Among the lines below, list those containing the string "React".

┄┄┄┄┄┄┄┄┄┄

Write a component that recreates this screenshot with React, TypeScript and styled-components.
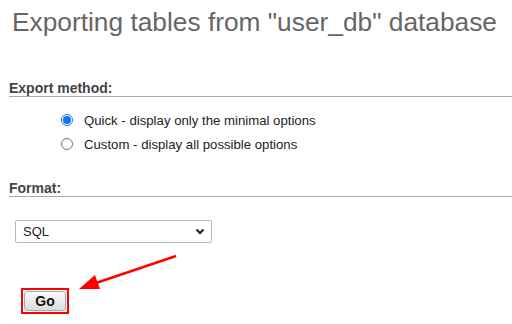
import React from "react";
import styled, { createGlobalStyle } from "styled-components";

const Global = createGlobalStyle`
  html, body { margin: 0; padding: 0; background: #fff; }
  body { font-family: "Liberation Sans", Arial, sans-serif; width: 512px; height: 324px; overflow: hidden; }
`;

const Page = styled.div`
  position: relative;
  width: 512px;
  height: 324px;
  padding: 6px 0 0 9px;
  box-sizing: border-box;
`;

const Title = styled.h2`
  margin: 0 0 0 3px;
  font-size: 26.3px;
  font-weight: normal;
  color: #666;
  line-height: 32px;
  white-space: nowrap;
`;

const Section = styled.div<{ $top: number }>`
  margin-top: ${(p) => p.$top}px;
`;

const Legend = styled.h3`
  margin: 0;
  font-size: 14px;
  font-weight: bold;
  color: #444;
  line-height: 16px;
  padding-bottom: 0;
  border-bottom: 1px solid #aaa;
`;

const Options = styled.div`
  display: flex;
  flex-direction: column;
  gap: 8px;
  padding: 15px 0 0 52px;
`;

const OptionRow = styled.label`
  display: flex;
  align-items: center;
  gap: 11px;
  font-size: 13.2px;
  color: #222;
  height: 16px;
`;

const Radio = styled.span<{ $checked?: boolean }>`
  width: 12px;
  height: 12px;
  border-radius: 50%;
  box-sizing: border-box;
  border: ${(p) => (p.$checked ? "1px solid #1a73e8" : "1px solid #777")};
  background: #fff;
  display: flex;
  align-items: center;
  justify-content: center;
  &::after {
    content: "";
    display: ${(p) => (p.$checked ? "block" : "none")};
    width: 8px;
    height: 8px;
    border-radius: 50%;
    background: #1a73e8;
  }
`;

const SelectBox = styled.div`
  margin: 23px 0 0 6px;
  width: 197px;
  height: 23px;
  box-sizing: border-box;
  border: 1px solid #b8b8b8;
  border-radius: 2px;
  display: flex;
  align-items: center;
  justify-content: space-between;
  padding: 0 6px 0 7px;
  font-size: 13px;
  color: #222;
`;

const ButtonFrame = styled.div`
  margin: 45px 0 0 12px;
  width: 48px;
  height: 26px;
  box-sizing: border-box;
  border: 2px solid #f00;
  padding: 1px;
  display: flex;
`;

const GoButton = styled.button`
  flex: 1;
  margin: 0;
  padding: 0;
  border: 1px solid #aaa;
  border-radius: 3px;
  background: linear-gradient(#fafafa, #dcdcdc);
  font-family: "Liberation Sans", Arial, sans-serif;
  font-weight: bold;
  font-size: 14px;
  color: #111;
`;

const Arrow = styled.svg`
  position: absolute;
  left: 0;
  top: 0;
  pointer-events: none;
`;

export default function App() {
  return (
    <>
      <Global />
      <Page>
        <Title>Exporting tables from "user_db" database</Title>
        <Section $top={42}>
          <Legend>Export method:</Legend>
          <Options>
            <OptionRow>
              <Radio $checked />
              Quick - display only the minimal options
            </OptionRow>
            <OptionRow>
              <Radio />
              Custom - display all possible options
            </OptionRow>
          </Options>
        </Section>
        <Section $top={28}>
          <Legend>Format:</Legend>
          <SelectBox>
            <span>SQL</span>
            <svg width="10" height="7" viewBox="0 0 10 7">
              <path d="M1.5 1.5 L5 5 L8.5 1.5" stroke="#222" strokeWidth="2" fill="none" />
            </svg>
          </SelectBox>
        </Section>
        <ButtonFrame>
          <GoButton>Go</GoButton>
        </ButtonFrame>
        <Arrow width="512" height="324" viewBox="0 0 512 324">
          <line x1="176" y1="256" x2="96" y2="283" stroke="#f00" strokeWidth="2.5" />
          <polygon points="79,289 95,275 100,289" fill="#f00" />
        </Arrow>
      </Page>
    </>
  );
}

┄┄┄┄┄┄┄┄┄┄

ANSWER FOR THIS EXERCISE =
Write a component that recreates this screenshot with React, TypeScript and styled-components.
import React from "react";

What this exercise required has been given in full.